Rabbi Yishmael taught: The Holy One, blessed be He, told him to break them and afterward said, "You did the right thing in breaking them."

Rabbi Shmuel bar Nachman said in the name of Rabbi Yonatan: The tablets were six handbreadths long and three broad. Moses was holding on to two handbreadths and the Holy One, blessed be He, was holding on to two of them and there was a space of two handbreadths in the middle. When the Israelites did their deed (worshiped the golden calf), the Holy One, blessed be He, wanted to grab them out of the hand of Moses. But Moses' hand was stronger and he seized them from him.

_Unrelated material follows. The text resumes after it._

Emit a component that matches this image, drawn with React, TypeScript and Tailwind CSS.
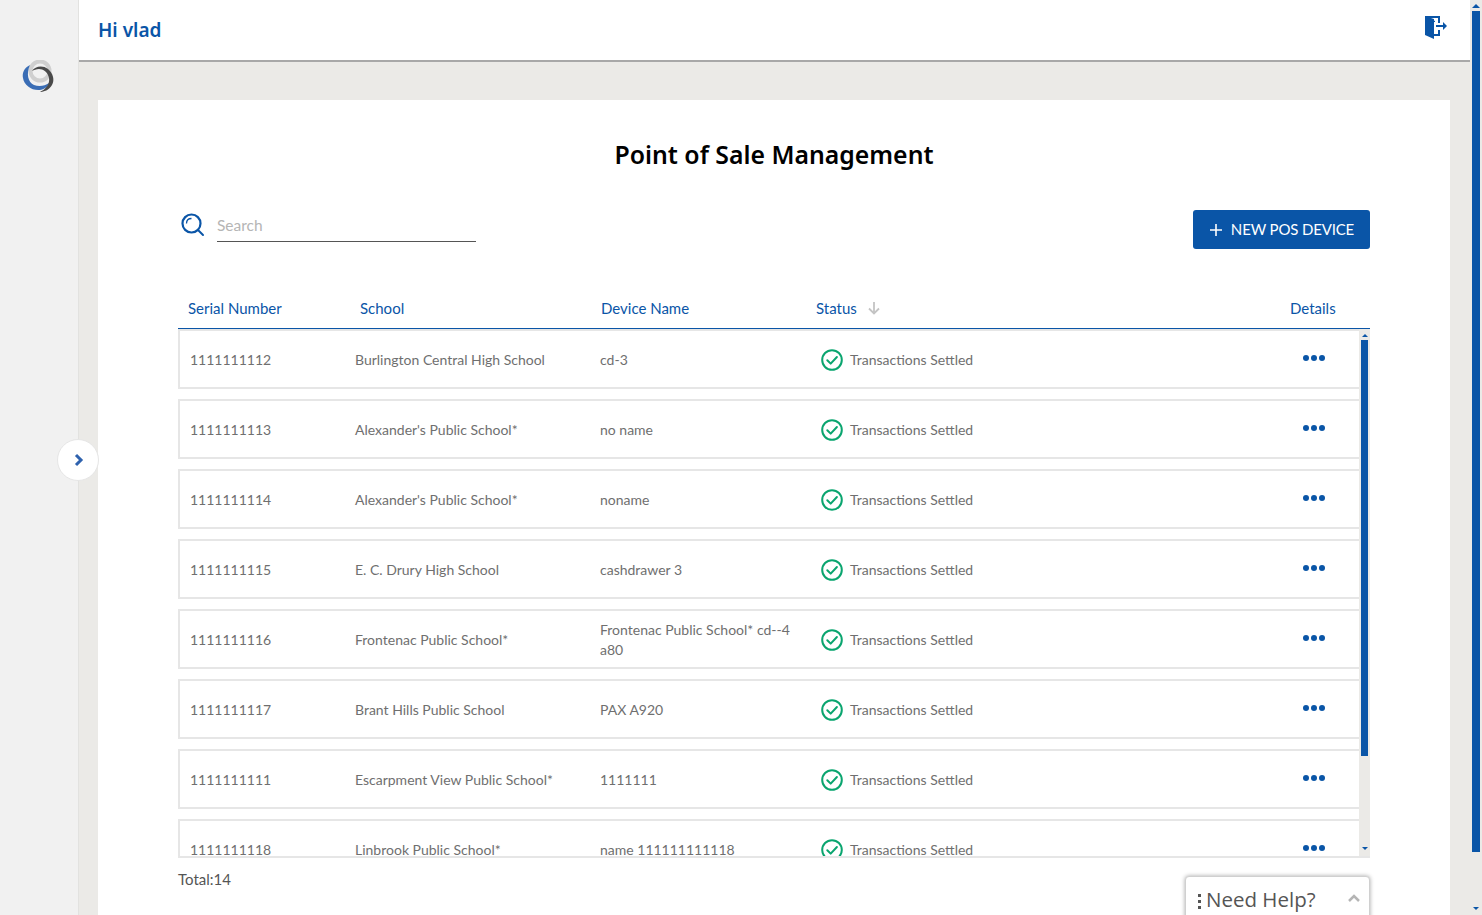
import React from "react";

const rows = [
  ["1111111112", "Burlington Central High School", "cd-3"],
  ["1111111113", "Alexander's Public School*", "no name"],
  ["1111111114", "Alexander's Public School*", "noname"],
  ["1111111115", "E. C. Drury High School", "cashdrawer 3"],
  ["1111111116", "Frontenac Public School*", "Frontenac Public School* cd--4 a80"],
  ["1111111117", "Brant Hills Public School", "PAX A920"],
  ["1111111111", "Escarpment View Public School*", "1111111"],
  ["1111111118", "Linbrook Public School*", "name 111111111118"],
];

function Logo() {
  return (
    <svg width="33" height="33" viewBox="0 0 33 33" fill="none">
      <circle cx="18" cy="11" r="9.5" stroke="#cfcfcf" strokeWidth="4" />
      <path d="M8 5C2 8 0 13 1 18c1 7 9 13 17 12 6-1 9-5 9-7-4 3-10 4-15 2C6 22 4 14 8 5z" fill="#3a6db5" />
      <path d="M10 11c3-5 11-6 16-2 5 4 7 11 4 16-3 5-8 7-12 7 6-3 10-8 9-14-1-6-6-9-10-9-3 0-5 1-7 2z" fill="#4a4a4a" />
    </svg>
  );
}

function ExitIcon() {
  return (
    <svg width="22" height="24" viewBox="0 0 22 24" fill="#0a55a7">
      <path d="M0 1h13v2H3l7 3v1H0z" />
      <path d="M0 1l9 3v20l-9-4z" />
      <path d="M13 1h2v7h-2zM13 15h2v6H9v-2h4z" />
      <path d="M11 10h7V7l4 4-4 4v-3h-7z" />
    </svg>
  );
}

function SearchIcon() {
  return (
    <svg width="24" height="24" viewBox="0 0 24 24" fill="none" stroke="#0a55a7">
      <circle cx="10.500" cy="10.500" r="9" strokeWidth="2.2" />
      <path d="M17 17l5 5" strokeWidth="2" strokeLinecap="round" />
      <path d="M5.500 10.500c0-3 2-5 5-5" strokeWidth="1.300" />
    </svg>
  );
}

function CheckIcon() {
  return (
    <svg width="22" height="22" viewBox="0 0 22 22" fill="none" stroke="#0aa56f" strokeWidth="2">
      <circle cx="11" cy="11" r="9.800" />
      <path d="M6.300 11.200l3.400 3.400 6.200-6.600" strokeLinecap="round" strokeLinejoin="round" />
    </svg>
  );
}

function Dots() {
  return (
    <div className="flex gap-[2px] mb-[4px]">
      <span className="w-[6px] h-[6px] rounded-full bg-[#0a55a7]" />
      <span className="w-[6px] h-[6px] rounded-full bg-[#0a55a7]" />
      <span className="w-[6px] h-[6px] rounded-full bg-[#0a55a7]" />
    </div>
  );
}

function Row({ r }: { r: string[] }) {
  return (
    <div className="shrink-0 h-[60px] mb-[10px] pt-[2px] flex items-center border-l-2 border-b-2 border-t-2 border-[#e6e6e6] text-[14px] leading-[20px] text-[#6f6f6f]">
      <div className="w-[175px] pl-[10px]">{r[0]}</div>
      <div className="w-[245px]">{r[1]}</div>
      <div className="w-[221px] pr-[20px]">{r[2]}</div>
      <div className="w-[482px] flex items-center gap-[7px]">
        <CheckIcon />
        <span>Transactions Settled</span>
      </div>
      <Dots />
    </div>
  );
}

export default function App() {
  return (
    <div className="relative h-[915px] overflow-hidden flex bg-white font-['Lato',sans-serif]">
      <aside className="w-[79px] shrink-0 bg-[#f1f1f1] border-r border-[#e2e2e0] flex flex-col items-center pt-[60px] pr-[2px]">
        <Logo />
      </aside>
      <main className="w-[1391px] shrink-0 flex flex-col">
        <header className="h-[62px] shrink-0 bg-white border-b-2 border-[#a8a8a8] flex justify-between pl-[19px] pr-[23px]">
          <div className="pt-[16px] text-[19px] leading-[28px] font-semibold text-[#0a55a7] font-['Noto_Sans',sans-serif]">Hi vlad</div>
          <div className="pt-[15px]"><ExitIcon /></div>
        </header>
        <div className="flex-1 min-h-0 bg-[#ebeae7] pt-[38px] pl-[19px] pr-[20px]">
          <section className="h-full bg-white px-[80px] flex flex-col">
            <h1 className="pt-[36px] text-center text-[24.8px] leading-[36px] font-semibold text-black font-['Noto_Sans',sans-serif]">Point of Sale Management</h1>
            <div className="mt-[36px] h-[58px] flex justify-between items-start">
              <div className="flex pt-[5px] pl-[3px]">
                <SearchIcon />
                <div className="ml-[12px] mt-[1px] w-[259px] h-[28px] border-b border-[#555] text-[15.500px] leading-[22px] text-[#b5b5b5]">Search</div>
              </div>
              <button className="mt-[2px] w-[177px] h-[39px] rounded-[3px] bg-[#0a55a7] text-white text-[15px] flex items-center justify-center gap-[8px] tracking-[-0.15px]">
                <svg width="14" height="14" viewBox="0 0 14 14" stroke="#fff" strokeWidth="1.600"><path d="M7 1v12M1 7h12" /></svg>
                NEW POS DEVICE
              </button>
            </div>
            <div className="mt-[24px] h-[39px] pb-[2px] shrink-0 border-b border-[#0a55a7] flex items-center text-[15px] text-[#0a55a7]">
              <div className="w-[182px] pl-[10px]">Serial Number</div>
              <div className="w-[241px]">School</div>
              <div className="w-[215px]">Device Name</div>
              <div className="w-[474px] flex items-center gap-[11px]">
                Status
                <svg width="12" height="14" viewBox="0 0 12 14" fill="none" stroke="#c4c4c4" strokeWidth="1.800"><path d="M6 1v11.500M1 7.500l5 5 5-5" /></svg>
              </div>
              <div>Details</div>
            </div>
            <div className="h-[529px] shrink-0 flex border-b-2 border-[#e6e6e6]">
              <div className="flex-1 min-w-0 overflow-hidden flex flex-col">
                {rows.map((r) => (
                  <Row key={r[0]} r={r} />
                ))}
              </div>
              <div className="w-[11px] shrink-0 bg-[#ebeae7] flex flex-col items-center pl-[2px] pr-[2px]">
                <div className="h-[11px] pt-[5px]">
                  <div className="w-0 h-0 border-x-[3px] border-x-transparent border-b-[3px] border-b-[#0a55a7]" />
                </div>
                <div className="w-[7px] h-[416px] bg-[#0a55a7] shrink-0" />
                <div className="flex-1" />
                <div className="h-[9px]">
                  <div className="w-0 h-0 border-x-[3px] border-x-transparent border-t-[3px] border-t-[#0a55a7]" />
                </div>
              </div>
            </div>
            <div className="mt-[11px] text-[15px] leading-[20px] text-[#555]">Total:14</div>
          </section>
        </div>
      </main>
      <div className="w-[12px] shrink-0 bg-[#ebeae7] flex flex-col items-center">
        <div className="h-[11px] pt-[4px]">
          <div className="w-0 h-0 border-x-[4px] border-x-transparent border-b-[4px] border-b-[#0a55a7]" />
        </div>
        <div className="w-[8px] h-[841px] bg-[#0a55a7]" />
        <div className="flex-1" />
        <div className="h-[8px]">
          <div className="w-0 h-0 border-x-[3px] border-x-transparent border-t-[3px] border-t-[#0a55a7]" />
        </div>
      </div>
      <button className="absolute left-[57px] top-[439px] w-[42px] h-[42px] pl-[1px] rounded-full bg-white border border-[#e6e6e6] flex items-center justify-center">
        <svg width="10" height="14" viewBox="0 0 10 14" fill="none" stroke="#2f62ae" strokeWidth="3"><path d="M2 2l5 5-5 5" /></svg>
      </button>
      <div className="absolute left-[1185px] top-[876px] w-[185px] h-[60px] bg-white rounded-[4px] border border-[#d0d0d0] shadow-[0_0_4px_rgba(0,0,0,0.35)] flex items-start pt-[8px] pl-[12px] font-['Open_Sans',sans-serif]">
        <div className="flex flex-col gap-[3px] mt-[9px] mr-[5px]">
          <span className="w-[3px] h-[3px] bg-[#555]" />
          <span className="w-[3px] h-[3px] bg-[#555]" />
          <span className="w-[3px] h-[3px] bg-[#555]" />
        </div>
        <span className="text-[20.500px] leading-[29px] text-[#555]">Need Help?</span>
        <svg className="ml-auto mr-[9px] mt-[9px]" width="12" height="8" viewBox="0 0 12 8" fill="none" stroke="#b5b5b5" strokeWidth="2.500"><path d="M1 7l5-5 5 5" /></svg>
      </div>
    </div>
  );
}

Rabbi Yochanan said in the name of Rabbi Yose bar Abayye: The tablets wanted to fly, but Moses was holding on to them.

It was taught in the name of Rabbi Nehemiah: The writing itself flew off the tablets. (Y. Taanit 4:5)

Discussion Questions:

  1. We see here one of the Yerushalmi's hallmark characteristics: each sage offers his opinion but they are not all forced to harmonize with each other nor is any one picked as the authoritative one, as would happen in the Bavli. What kind of intellectual life would produce this sort of document?
         
  2. It is clear that it was not only Moses who wanted to cast the tablets to the ground. In fact, here, it appears that God, the tablets and the writing itself wants to be destroyed rather than be given to this sinning people. How does this change your idea of what happened in this Torah story? Did you ever think that God would want the tablets destroyed? Did you ever imagine that the tablets themselves had feelings on the matter?